The adverse effects of this partnership are already evident. The practice of “rolling coal” is just one of a set of practices we associate with “petro-masculinity,” an effort to replace the ethos of frugality and conservation historically associated with these cultures with a politics of waste, of showing status through one’s personal abundance in resource that animates the region. With the combination of fracking and deferred cleanup, these shows of abundance are all the more necessary as soil contamination, deforestation and the corruption of water systems are destroying the sense of abundance that used to be associated with the hunting and harvest seasons of autumn.

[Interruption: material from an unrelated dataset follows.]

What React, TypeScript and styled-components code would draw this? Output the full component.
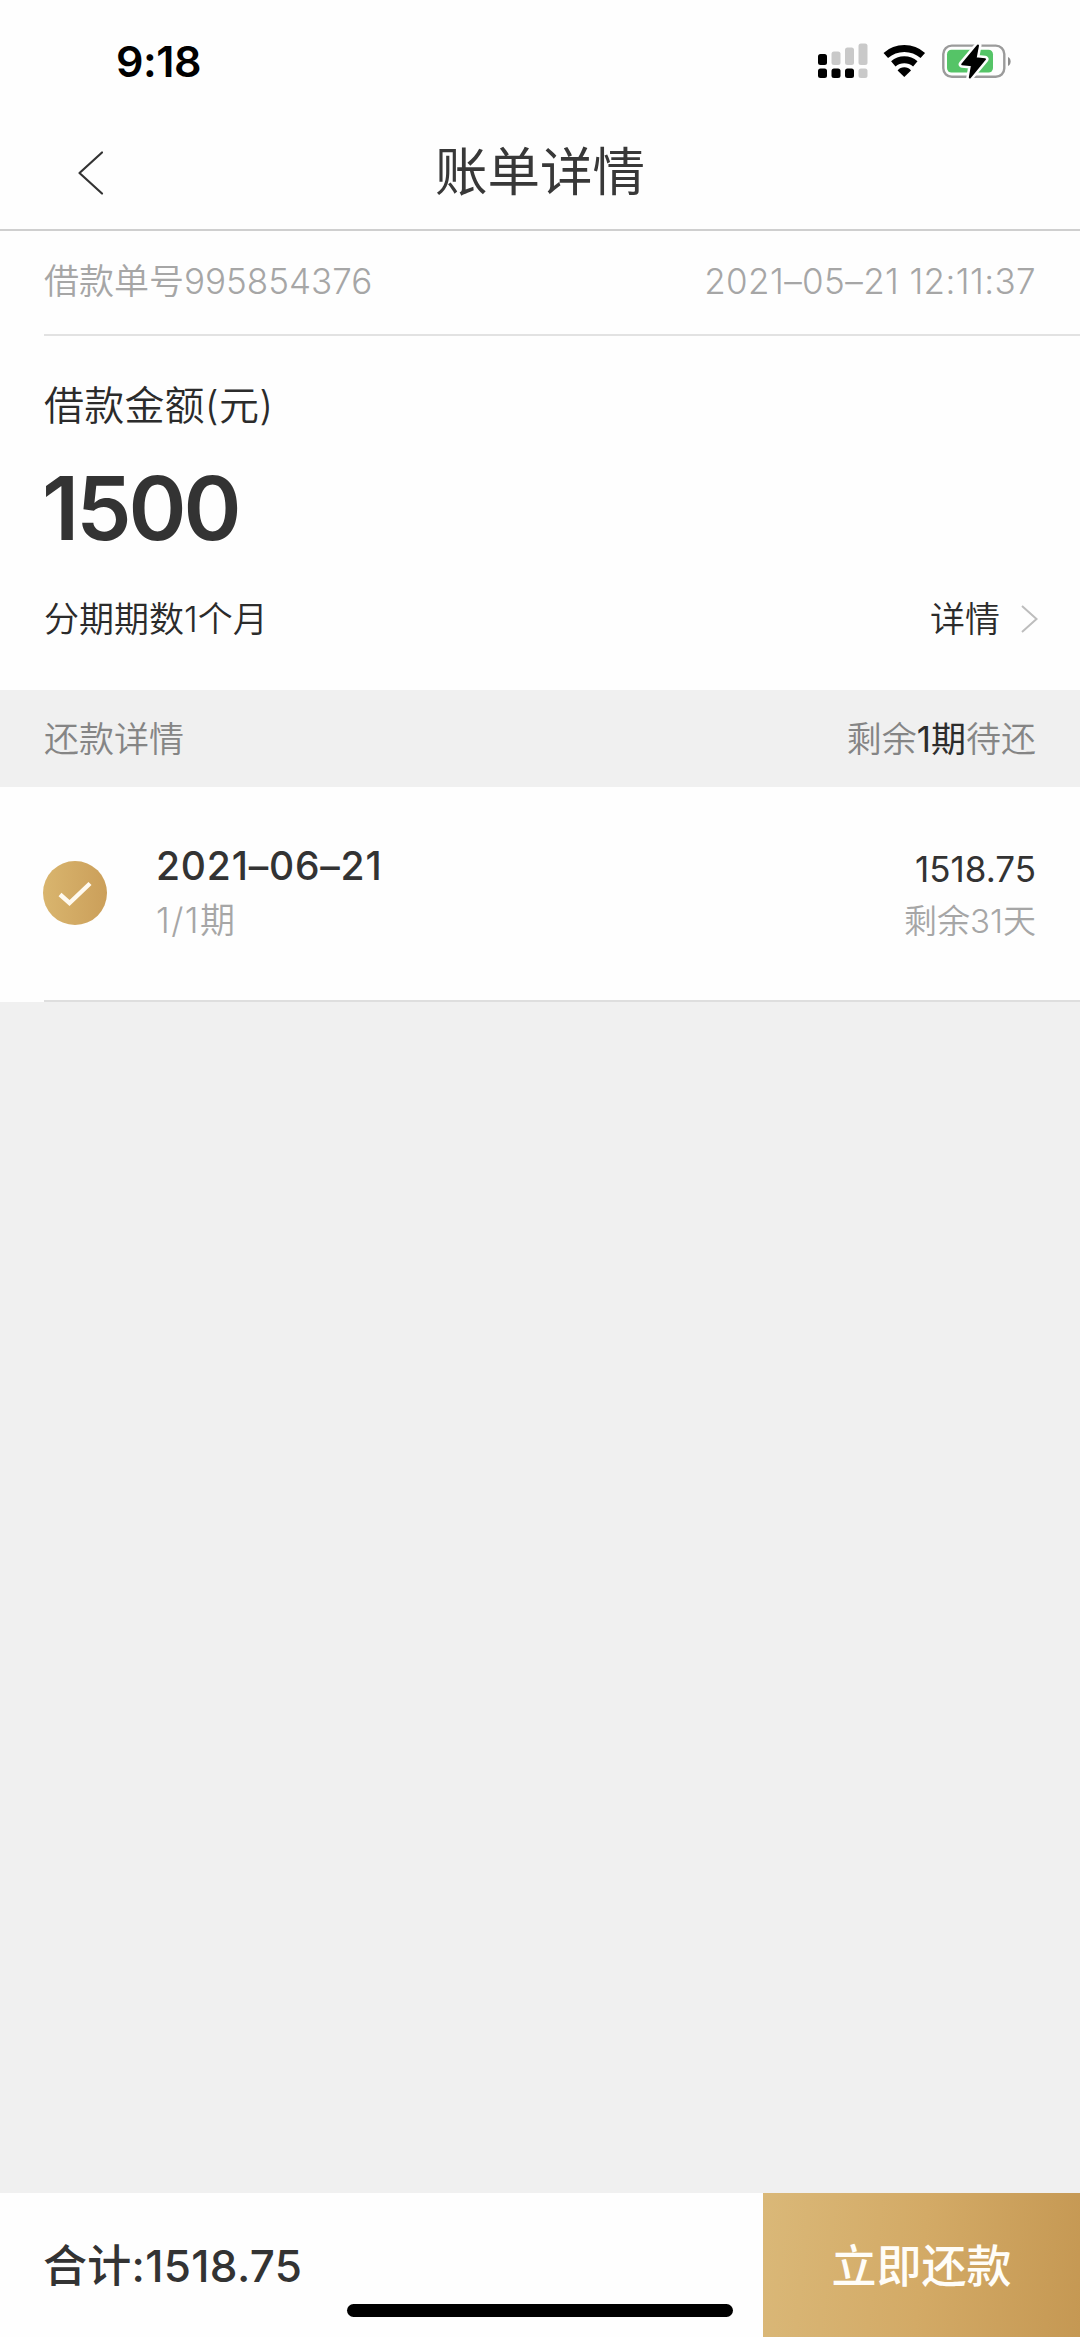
import React from "react";
import styled, { createGlobalStyle } from "styled-components";

const GlobalStyle = createGlobalStyle`
  *, *::before, *::after { box-sizing: border-box; }
  body {
    margin: 0;
    background: #f0f0f0;
    font-family: Inter, "Noto Sans CJK SC", sans-serif;
    color: #333;
  }
`;

const Page = styled.div`
  width: 1080px;
  height: 2337px;
  display: flex;
  flex-direction: column;
  background: #f0f0f0;
  overflow: hidden;
`;

const StatusBar = styled.div`
  height: 112px;
  padding: 10px 69px 0 116px;
  display: flex;
  align-items: center;
  justify-content: space-between;
  background: #fefefe;
  color: #000;
`;

const StatusIcons = styled.div`
  display: flex;
  align-items: center;
`;

const NavBar = styled.header`
  height: 119px;
  display: grid;
  grid-template-columns: 180px 1fr 180px;
  align-items: center;
  background: #fefefe;
  border-bottom: 2px solid #cfcfcf;
`;

const BackButton = styled.button`
  border: 0;
  padding: 5px 0 0 76px;
  background: none;
  display: flex;
`;

const Title = styled.h1`
  margin: 0;
  padding-top: 3px;
  text-align: center;
  font-size: 52.5px;
  line-height: 70px;
  font-weight: 400;
  color: #383838;
`;

const Text = styled.span<{
  $size: number;
  $color?: string;
  $weight?: number;
  $spacing?: number;
  $line?: number;
}>`
  display: block;
  white-space: nowrap;
  font-size: ${(p) => p.$size}px;
  line-height: ${(p) => p.$line ?? 52}px;
  font-weight: ${(p) => p.$weight ?? 400};
  color: ${(p) => p.$color ?? "#333"};
  letter-spacing: ${(p) => p.$spacing ?? 0}px;
`;

const OrderRow = styled.div`
  height: 105px;
  padding: 0 44px 6px;
  display: flex;
  align-items: center;
  justify-content: space-between;
  background:
    linear-gradient(#e2e2e2, #e2e2e2) 44px 100% / 100% 2px no-repeat,
    #fefefe;
`;

const AmountSection = styled.section`
  height: 354px;
  padding: 43px 44px 0;
  background: #fefefe;
`;

const Amount = styled.div`
  margin-top: 17px;
  margin-left: -2px;
  font-size: 88px;
  line-height: 116px;
  font-weight: 560;
  letter-spacing: -3px;
  color: #333;
`;

const SplitRow = styled.div`
  margin-top: 27px;
  display: flex;
  align-items: center;
  justify-content: space-between;
`;

const DetailLink = styled.a`
  margin-right: -2px;
  display: flex;
  align-items: center;
  gap: 21px;
  color: #333;
`;

const SectionHeader = styled.div`
  height: 97px;
  padding: 0 44px;
  display: flex;
  align-items: center;
  justify-content: space-between;
  background: #f0f0f0;
`;

const Strong = styled.strong`
  font-weight: 400;
  color: #2c2c2c;
`;

const Installment = styled.div`
  height: 215px;
  padding: 0 44px 4px 43px;
  display: flex;
  align-items: center;
  background:
    linear-gradient(#dedede, #dedede) 44px 100% / 100% 2px no-repeat,
    #fefefe;
`;

const CheckMark = styled.span`
  width: 64px;
  height: 64px;
  padding-top: 3px;
  border-radius: 50%;
  display: grid;
  place-items: center;
  background: linear-gradient(90deg, #d9b56e, #cb9f5a);
`;

const Stack = styled.div<{ $align?: string }>`
  display: flex;
  flex-direction: column;
  align-items: ${(p) => p.$align ?? "flex-start"};
`;

const DueDate = styled(Stack)`
  flex: 1;
  padding-left: 49px;
`;

const AmountDue = styled(Stack)`
  padding-top: 4px;
`;

const Footer = styled.footer`
  position: relative;
  height: 144px;
  margin-top: auto;
  display: flex;
  background: #fefefe;
`;

const Total = styled.div`
  flex: 1;
  padding: 1px 0 0 43px;
  display: flex;
  align-items: center;
`;

const PayButton = styled.button`
  width: 317px;
  border: 0;
  padding: 3px 0 0;
  display: flex;
  align-items: center;
  justify-content: center;
  font-family: inherit;
  background: linear-gradient(96deg, #dab878 0%, #d3aa66 50%, #c59853 100%);
`;

const HomeIndicator = styled.div`
  position: absolute;
  left: 347px;
  bottom: 20px;
  width: 386px;
  height: 13px;
  border-radius: 7px;
  background: #000;
`;

const SignalIcon = () => (
  <svg width="50" height="36" viewBox="0 0 50 36">
    <g fill="#000">
      <rect x="0" y="11" width="9" height="11" rx="2.5" />
      <rect x="0" y="25.5" width="9" height="9.5" rx="2.5" />
      <rect x="13.5" y="25.5" width="9" height="9.5" rx="2.5" />
      <rect x="27" y="25.5" width="9" height="9.5" rx="2.5" />
    </g>
    <g fill="#c9c9c9">
      <rect x="13.5" y="8.5" width="9" height="13.5" rx="2.5" />
      <rect x="27" y="4.5" width="9" height="17.5" rx="2.5" />
      <rect x="40.5" y="0.5" width="9" height="21.5" rx="2.5" />
      <rect x="40.5" y="25.5" width="9" height="9.5" rx="2.5" />
    </g>
  </svg>
);

const WifiSvg = styled.svg`
  margin-left: 15px;
`;

const WifiIcon = () => (
  <WifiSvg width="43" height="36" viewBox="0 0 43 36">
    <g fill="none" stroke="#000" strokeWidth="6.8">
      <path d="M2.8 12.5 A28 28 0 0 1 39.8 12.5" />
      <path d="M10.3 20.8 A17 17 0 0 1 32.3 20.8" />
    </g>
    <path d="M21.3 34 L14.6 27.5 A8.5 8.5 0 0 1 28 27.5 Z" />
  </WifiSvg>
);

const BatterySvg = styled.svg`
  margin-left: 15px;
`;

const BOLT = "M37 4.5 L21.2 23.3 L31 24.2 L28.8 36.5 L44 18.2 L34.6 17.3 Z";

const BatteryIcon = () => (
  <BatterySvg width="70" height="40" viewBox="0 0 70 40">
    <rect x="2.3" y="4.6" width="61" height="31.2" rx="8.5" fill="#fefefe" stroke="#9b9b9b" strokeWidth="2.4" />
    <rect x="6" y="8.8" width="46" height="22.8" rx="4.5" fill="#55c467" />
    <path d="M67 16 C70.5 17.5 70.5 23.5 67 25 Z" fill="#8d8d8d" />
    <path d={BOLT} fill="#fefefe" stroke="#fefefe" strokeWidth="7" strokeLinejoin="round" />
    <path d={BOLT} fill="#000" stroke="#000" strokeWidth="2" strokeLinejoin="round" />
  </BatterySvg>
);

export default function App() {
  return (
    <>
      <GlobalStyle />
      <Page>
        <StatusBar>
          <Text $size={43} $weight={600} $color="#000" $spacing={-0.5}>9:18</Text>
          <StatusIcons>
            <SignalIcon />
            <WifiIcon />
            <BatteryIcon />
          </StatusIcons>
        </StatusBar>
        <NavBar>
          <BackButton aria-label="返回">
            <svg width="30" height="46" viewBox="0 0 30 46" fill="none" stroke="#333" strokeWidth="2.2" strokeLinecap="round" strokeLinejoin="round">
              <path d="M26 2.5 L3.5 23 L26 43.5" />
            </svg>
          </BackButton>
          <Title>账单详情</Title>
        </NavBar>

        <OrderRow>
          <Text $size={35} $weight={350} $color="#a6a6a6">借款单号995854376</Text>
          <Text $size={35} $weight={350} $color="#a6a6a6" $spacing={0.4}>2021–05–21 12:11:37</Text>
        </OrderRow>

        <AmountSection>
          <Text $size={40} $weight={350} $line={54} $color="#2b2b2b" $spacing={0.2}>借款金额(元)</Text>
          <Amount>1500</Amount>
          <SplitRow>
            <Text $size={35} $weight={350} $color="#2b2b2b">分期期数1个月</Text>
            <DetailLink>
              <Text $size={35} $weight={350} $color="#2b2b2b">详情</Text>
              <svg width="17" height="28" viewBox="0 0 17 28" fill="none" stroke="#bdbdbd" strokeWidth="2">
                <path d="M1 1 L15.5 14 L1 27" />
              </svg>
            </DetailLink>
          </SplitRow>
        </AmountSection>

        <SectionHeader>
          <Text $size={35} $weight={350} $color="#858585">还款详情</Text>
          <Text $size={35} $weight={350} $color="#858585">
            剩余<Strong>1期</Strong>待还
          </Text>
        </SectionHeader>

        <Installment>
          <CheckMark>
            <svg width="36" height="28" viewBox="0 0 36 28" fill="none" stroke="#fffaf0" strokeWidth="4.4">
              <path d="M3 14.5 L12.5 23 L33 3.5" />
            </svg>
          </CheckMark>
          <DueDate>
            <Text $size={39} $weight={500} $line={54} $spacing={0.8}>2021–06–21</Text>
            <Text $size={35} $weight={350} $color="#a6a6a6" $line={54} $spacing={1.4}>1/1期</Text>
          </DueDate>
          <AmountDue $align="flex-end">
            <Text $size={35} $weight={370}>1518.75</Text>
            <Text $size={33} $weight={350} $color="#a6a6a6">剩余31天</Text>
          </AmountDue>
        </Installment>

        <Footer>
          <Total>
            <Text $size={44} $weight={500} $line={60} $spacing={0.3}>合计:1518.75</Text>
          </Total>
          <PayButton>
            <Text $size={45} $weight={500} $color="#fffdf8" $line={60}>立即还款</Text>
          </PayButton>
          <HomeIndicator />
        </Footer>
      </Page>
    </>
  );
}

Similarly, to the South the primaries in West Virginia have become a contest between the dream that no one’s kids would ever have to go down a mine because the mines would be closed, represented by Bernie Sanders and Paula Jean Swearingen, and Donald Trump’s promise to put more people down the mine than ever before. For the first time in more than a century, most West Virginian fathers see their son following them down the mine as a social good and not an evil to be averted.
The fossil fuel industry is not stupid. It has made an alliance with an interconnected set of cultures and peoples around Anglo America and is embedding itself in those cultures more thoroughly by the year. And urbanites and progressives and everyone else who mobilizes the “deplorables” discourse in writing off and stigmatizing the peoples it has chosen to patronize are doing its work for free. It wants them to know that they have only one powerful friend: the fossil fuel industry and that their alternative vision of mixed-race peoples co-governing the great nations of Anglo America rises or falls by oil and coal.
Louis Riel, in his final years, described himself as David to the Métis’ Judea. And today, the fossil fuel industry has decided to be Cyrus: the foreign tyrant who delivers a captive nation from suffering and persecution.